Le film a connu un fervent succès en Suisse romande. Pensez-vous qu'il connaîtra le même sort en Suisse allemande?

VR: On aimerait beaucoup, oui. L’inquiétude, c’est qu’en Suisse Allemande les gens ne connaissent pas Michel Bouquet. En France, en Suisse Romande, en Belgique, Michel Bouquet est une célébrité extrêmement respectée. Tout le monde parle du "monstre sacré" qu’il est. Dans les régions et pays non francophones où le film a été projeté, les spectateurs disent: "Tient, il joue bien!" [Elle rit], "qui est cet acteur qui joue si bien?"Du coup, ici en Suisse Alémanique, on mise plus sur le fait que le film a reçu deux Quartz à la Nuit du Cinéma Suisse. On espère que ces distinctions aura une résonance de ce côté-ci de la Sarine.

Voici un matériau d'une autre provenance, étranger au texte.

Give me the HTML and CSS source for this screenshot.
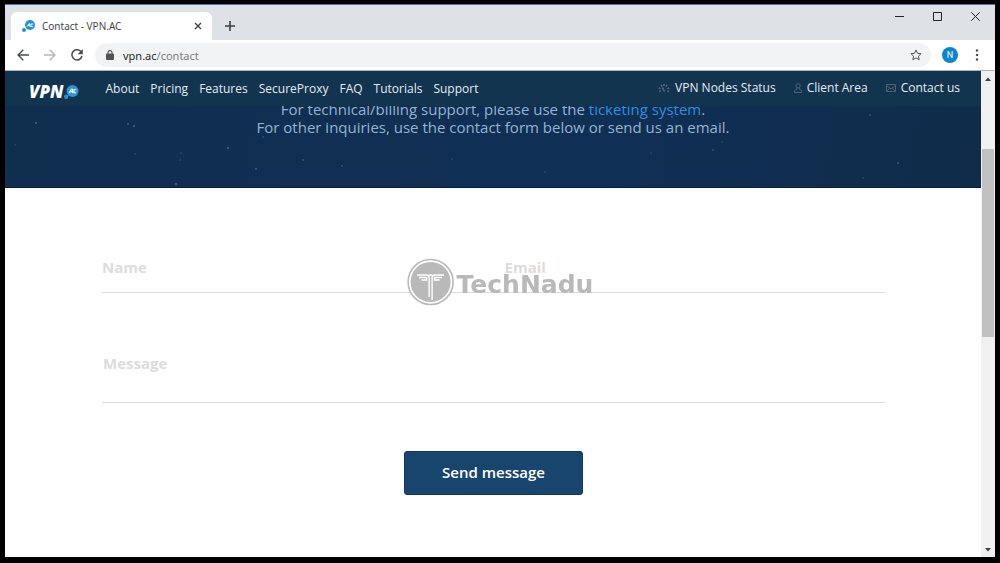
FILE: index.html
```html
<!DOCTYPE html>
<html lang="en">

<head>
    <meta charset="UTF-8">
    <meta name="viewport" content="width=device-width, initial-scale=1.0">
    <title>Contact - VPN.AC</title>
    <link rel="stylesheet" href="styles.css">
</head>

<body>

    <div class="window">
        <!-- Tab strip -->
        <div class="titlebar">
            <div class="tab">
                <svg class="favicon" width="14" height="14" viewBox="0 0 14 14">
                    <circle cx="8" cy="6" r="5" fill="#2492d6" />
                    <circle cx="2" cy="11" r="2" fill="#2492d6" />
                    <path d="M5 7.700l2-3h.8v3M6 6.500h1.800M11.300 5H9.100L8.800 7.500h2.200" fill="none" stroke="#fff" stroke-width="0.9" />
                </svg>
                <span class="tab-title">Contact - VPN.AC</span>
                <button type="button" class="tab-close" aria-label="Close tab">
                    <svg width="8" height="8" viewBox="0 0 8 8"><path d="M1 1l6 6M7 1L1 7" stroke="#3c4043" stroke-width="1.3" /></svg>
                </button>
            </div>
            <button type="button" class="new-tab" aria-label="New tab">
                <svg width="10" height="10" viewBox="0 0 10 10"><path d="M5 0v10M0 5h10" stroke="#3c4043" stroke-width="1.6" /></svg>
            </button>
            <div class="window-controls">
                <button type="button" aria-label="Minimize"><svg width="9" height="9" viewBox="0 0 9 9"><path d="M0 4.5h9" stroke="#222" /></svg></button>
                <button type="button" aria-label="Maximize"><svg width="9" height="9" viewBox="0 0 9 9"><path d="M.5.5h8v8h-8z" fill="none" stroke="#222" /></svg></button>
                <button type="button" aria-label="Close"><svg width="9" height="9" viewBox="0 0 9 9"><path d="M.3.3l8.4 8.4M8.7.3L.3 8.7" stroke="#222" /></svg></button>
            </div>
        </div>

        <!-- Toolbar -->
        <div class="toolbar">
            <button type="button" aria-label="Back">
                <svg width="12" height="12" viewBox="0 0 12 12"><path d="M12 6H1.2M6.3.8L1.1 6l5.2 5.2" fill="none" stroke="#4a4d51" stroke-width="1.4" /></svg>
            </button>
            <button type="button" aria-label="Forward">
                <svg width="12" height="12" viewBox="0 0 12 12"><path d="M0 6h10.8M5.7.8L10.9 6l-5.2 5.2" fill="none" stroke="#b5b7ba" stroke-width="1.4" /></svg>
            </button>
            <button type="button" aria-label="Reload">
                <svg width="12" height="12" viewBox="0 0 12 12"><path d="M10.3 3A5.1 5.1 0 1 0 11 7" fill="none" stroke="#4a4d51" stroke-width="1.5" /><path d="M11.8 0v5.2H6.6z" fill="#4a4d51" /></svg>
            </button>
            <div class="omnibox">
                <svg width="8" height="10" viewBox="0 0 8 10"><path d="M2 4V2.6a2 2 0 0 1 4 0V4" fill="none" stroke="#505357" stroke-width="1.1" /><rect y="3.6" width="8" height="6.4" rx="1" fill="#505357" /></svg>
                <span class="url">vpn.ac<span class="url-path">/contact</span></span>
                <button type="button" class="bookmark" aria-label="Bookmark this page">
                    <svg width="12" height="12" viewBox="0 0 12 12"><path d="M6 1l1.5 3.3 3.6.4-2.7 2.4.8 3.6L6 8.9l-3.2 1.8.8-3.6L.9 4.7l3.6-.4z" fill="none" stroke="#505357" /></svg>
                </button>
            </div>
            <button type="button" class="avatar">N</button>
            <button type="button" class="menu" aria-label="Menu">
                <svg width="4" height="12" viewBox="0 0 4 12" fill="#4a4d51"><circle cx="2" cy="1.5" r="1.2" /><circle cx="2" cy="6" r="1.2" /><circle cx="2" cy="10.5" r="1.2" /></svg>
            </button>
        </div>

        <div class="viewport">
            <div class="page">
                <header class="navbar">
                    <a href="#" class="logo" aria-label="VPN.AC">
                        <span class="logo-text">VPN</span>
                        <svg width="15" height="16" viewBox="0 0 15 16">
                            <circle cx="8.500" cy="7" r="6" fill="#2c95d8" />
                            <circle cx="2.2" cy="12.7" r="2.2" fill="#2492d6" />
                            <path d="M5.1 9l2.4-3.800h1V9M6.300 7.600h2.200M12.200 5.500h-2L9.900 8.600h2.100" fill="none" stroke="#fff" stroke-width="1.1" />
                        </svg>
                    </a>
                    <nav class="main-nav">
                        <a href="#">About</a>
                        <a href="#">Pricing</a>
                        <a href="#">Features</a>
                        <a href="#">SecureProxy</a>
                        <a href="#">FAQ</a>
                        <a href="#">Tutorials</a>
                        <a href="#">Support</a>
                    </nav>
                    <nav class="side-nav">
                        <a href="#">
                            <svg width="12" height="10" viewBox="0 0 12 10" fill="none" stroke="#536b7f">
                                <path d="M1 8.500l1.800-.6M.8 5l1.900.6M3 2l1.200 1.600M6 1v2M9 2L7.800 3.600M11.200 5l-1.900.6M11 8.500l-1.800-.6" stroke-width="1.500" />
                                <path d="M4.500 4.500l2 4" stroke-width="1.500" />
                            </svg>
                            VPN Nodes Status
                        </a>
                        <a href="#">
                            <svg width="8" height="10" viewBox="0 0 8 10" fill="none" stroke="#496175"><circle cx="4" cy="2.8" r="2.2" /><path d="M2.8 5v1.2L.5 7.5v2h7v-2L5.2 6.2V5" /></svg>
                            Client Area
                        </a>
                        <a href="#">
                            <svg width="10" height="8" viewBox="0 0 10 8" fill="none" stroke="#496175"><path d="M.5.5h9v7h-9zM.5 1.5L5 5l4.5-3.5M.8 7.2l2.7-3M9.2 7.2l-2.7-3" /></svg>
                            Contact us
                        </a>
                    </nav>
                </header>

                <section class="hero">
                    <svg class="stars" width="976" height="117" fill="#6fa0d6">
                        <circle cx="31" cy="52" r="1" opacity=".5" /><circle cx="123" cy="53" r="1" opacity=".4" /><circle cx="129" cy="55" r="1" opacity=".5" />
                        <circle cx="171" cy="113" r="1" opacity=".6" /><circle cx="223" cy="77" r="1" opacity=".5" /><circle cx="251" cy="98" r="1" opacity=".4" />
                        <circle cx="298" cy="89" r="1" opacity=".3" /><circle cx="130" cy="83" r="1" opacity=".2" /><circle cx="176" cy="82" r="1" opacity=".2" />
                        <circle cx="258" cy="66" r="1" opacity=".3" /><circle cx="10" cy="74" r="1" opacity=".2" /><circle cx="175" cy="89" r="1" opacity=".2" />
                        <circle cx="337" cy="95" r="1" opacity=".3" /><circle cx="447" cy="88" r="1" opacity=".2" /><circle cx="540" cy="101" r="1" opacity=".2" />
                        <circle cx="667" cy="46" r="1" opacity=".4" /><circle cx="646" cy="82" r="1" opacity=".2" /><circle cx="708" cy="79" r="1" opacity=".3" />
                        <circle cx="717" cy="71" r="1" opacity=".2" /><circle cx="865" cy="44" r="1" opacity=".3" /><circle cx="893" cy="92" r="1" opacity=".4" /><circle cx="858" cy="107" r="1" opacity=".2" />
                    </svg>
                    <p>For technical/billing support, please use the <a href="#">ticketing system</a>.<br>
                        For other inquiries, use the contact form below or send us an email.</p>
                </section>

                <form class="contact-form">
                    <input type="text" placeholder="Name" aria-label="Name">
                    <input type="email" class="email" placeholder="Email" aria-label="Email">
                    <textarea placeholder="Message" aria-label="Message"></textarea>
                    <button type="submit">Send message</button>
                </form>
            </div>

            <div class="scrollbar">
                <svg width="6" height="4" viewBox="0 0 6 4"><path d="M0 4l3-3.5L6 4z" fill="#404040" /></svg>
                <div class="track"><div class="thumb"></div></div>
                <svg width="6" height="4" viewBox="0 0 6 4"><path d="M0 0l3 3.5L6 0z" fill="#404040" /></svg>
            </div>
        </div>
    </div>

    <div class="watermark">
        <svg width="48" height="48" viewBox="0 0 48 48">
            <circle cx="24" cy="24" r="22.5" fill="#fff" stroke="#b9b9b9" stroke-width="1.6" />
            <circle cx="24" cy="24" r="20" fill="#b9b9b9" />
            <g fill="none" stroke="#fff" stroke-width="1.4">
                <path d="M10.500 17H20q2.500 0 2.500 2.500V39" />
                <path d="M37.500 17H28q-2.500 0-2.500 2.500V42" />
                <path d="M12.500 19.500H20V22h-5M35.500 19.500H28V22h5" />
                <path d="M22.500 17h3" />
            </g>
        </svg>
        <span>TechNadu</span>
    </div>

</body>

</html>
```
FILE: styles.css
```css
* {
    box-sizing: border-box;
}

body {
    margin: 0;
    background-color: #000;
    font-family: "Open Sans", sans-serif;
}

button {
    padding: 0;
    border: none;
    background: none;
    cursor: pointer;
}

a {
    text-decoration: none;
}

svg {
    display: block;
    flex: none;
}

.window {
    display: flex;
    flex-direction: column;
    min-height: 100vh;
    border: solid #000;
    border-width: 4px 5px 6px;
    background-color: #fff;
}

/* Browser chrome */
.titlebar {
    display: flex;
    height: 36px;
    padding-left: 6px;
    border-top: 1px solid #4a78b0;
    background-color: #dee1e6;
}

.tab {
    display: flex;
    align-items: center;
    width: 201px;
    height: 28px;
    margin-top: 7px;
    padding: 0 10px 0 11px;
    border-radius: 6px 6px 0 0;
    background-color: #fff;
}

.tab-title {
    flex: 1;
    margin-left: 6px;
    font-family: "Noto Sans", sans-serif;
    font-size: 10px;
    color: #45494d;
}

.new-tab {
    margin: 7px 0 0 13px;
}

.window-controls {
    display: flex;
    align-items: flex-start;
    gap: 29px;
    margin-left: auto;
    padding: 7px 15px;
}

.toolbar {
    display: flex;
    align-items: center;
    gap: 15px;
    height: 31px;
    padding: 0 16px 0 12px;
    border-bottom: 1px solid #a9b5bd;
}

.omnibox {
    display: flex;
    flex: 1;
    align-items: center;
    height: 24px;
    margin-left: -3px;
    padding: 0 9px 0 11px;
    border-radius: 12px;
    background-color: #f1f3f4;
    font-family: "Noto Sans", sans-serif;
    font-size: 11px;
    color: #27292c;
}

.url {
    flex: 1;
    margin-left: 9px;
}

.url-path {
    color: #7b7f84;
}

.avatar {
    width: 16px;
    height: 16px;
    margin: 0 2px 0 -4px;
    border-radius: 50%;
    background-color: #0b84cf;
    font: 9px Roboto, sans-serif;
    color: #fff;
}

.viewport {
    display: flex;
    flex: 1;
}

.page {
    position: relative;
    flex: 1;
}

/* Site header */
.navbar {
    position: absolute;
    z-index: 1;
    top: 0;
    left: 0;
    right: 0;
    display: flex;
    align-items: center;
    height: 35px;
    padding: 0 21px 0 24px;
    background-color: #12344f;
}

.logo {
    display: flex;
    align-items: center;
    padding-top: 6px;
}

.logo-text {
    font-size: 17px;
    font-weight: 800;
    font-style: italic;
    line-height: 16px;
    color: #fff;
}

.main-nav,
.side-nav {
    display: flex;
    gap: 11px;
    font-size: 12px;
}

.main-nav {
    margin-left: 27px;
}

.side-nav {
    gap: 18px;
    margin-left: auto;
    padding-bottom: 2px;
}

.side-nav a {
    display: flex;
    align-items: center;
    gap: 5px;
}

.navbar nav a {
    color: #e3edf5;
}

.hero {
    position: relative;
    height: 117px;
    padding-top: 29px;
    border-bottom: 1px solid #0a1c44;
    background: linear-gradient(100deg, #102e4e, #102f55 60%, #102c4a);
    text-align: center;
    overflow: hidden;
}

.stars {
    position: absolute;
    top: 0;
    left: 0;
}

.hero p {
    position: relative;
    margin: 0;
    font-size: 15px;
    line-height: 18px;
    color: #93b3d1;
}

.hero a {
    color: #2d8fdc;
}

/* Contact form */
.contact-form {
    display: grid;
    grid-template-columns: 1fr 1fr;
    padding: 56px 96px 60px 97px;
}

.contact-form input,
.contact-form textarea {
    width: 100%;
    height: 49px;
    padding: 0 0 2px;
    border: none;
    border-bottom: 1px solid #dcdcdc;
    border-radius: 0;
    background: none;
    font: bold 15px "Open Sans", sans-serif;
    color: #555;
    outline: none;
    resize: none;
}

.contact-form .email {
    padding-left: 11px;
}

.contact-form textarea {
    grid-column: span 2;
    height: 50px;
    margin-top: 60px;
    padding-left: 1px;
    overflow: hidden;
}

.contact-form ::placeholder {
    color: #dcdcdc;
    opacity: 1;
}

.contact-form button {
    grid-column: span 2;
    justify-self: center;
    height: 44px;
    margin-top: 48px;
    padding: 0 37px 2px;
    border: 1px solid #0f3963;
    border-radius: 3px;
    background-color: #17456e;
    font: 600 15px "Open Sans", sans-serif;
    color: #fff;
}

.scrollbar {
    display: flex;
    flex-direction: column;
    align-items: center;
    width: 14px;
    padding: 6px 0 5px;
    background-color: #f0f0f0;
}

.track {
    flex: 1;
    width: 12px;
    padding-top: 68px;
}

.thumb {
    height: 188px;
    background-color: #c1c1c1;
}

.watermark {
    position: fixed;
    top: 50%;
    left: 50%;
    display: flex;
    align-items: center;
    gap: 2px;
    transform: translate(-50%, -50%);
    font: bold 25px "DejaVu Sans", sans-serif;
    color: #b9b9b9;
}

.watermark span {
    padding-top: 5px;
}
```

Et à l'international? Dans quels pays pourra-t-on voir votre "petite chambre"?

SC: En France où il vient de sortir. Il va également sortir en Allemagne, peut-être en Belgique et au Luxembourg bien sûr!

Pouvez-vous déjà nous parler de votre prochain projet?

SC: On est en train de développer une série TV. La TSR a lancé un concours et on ne sait pas si notre projet sera retenu à la fin, mais on s'attelle à faire vivre des personnages sur 13 fois 26 minutes. C'est une sacrée gageure. Et puis on développe un deuxième long-métrage. En parallèle, on remonte sur scène cet automne au Théâtre de Vidy, à Lausanne, dans "Lignes de faille" de Nancy Huston que Véronique a adapté pour le théâtre.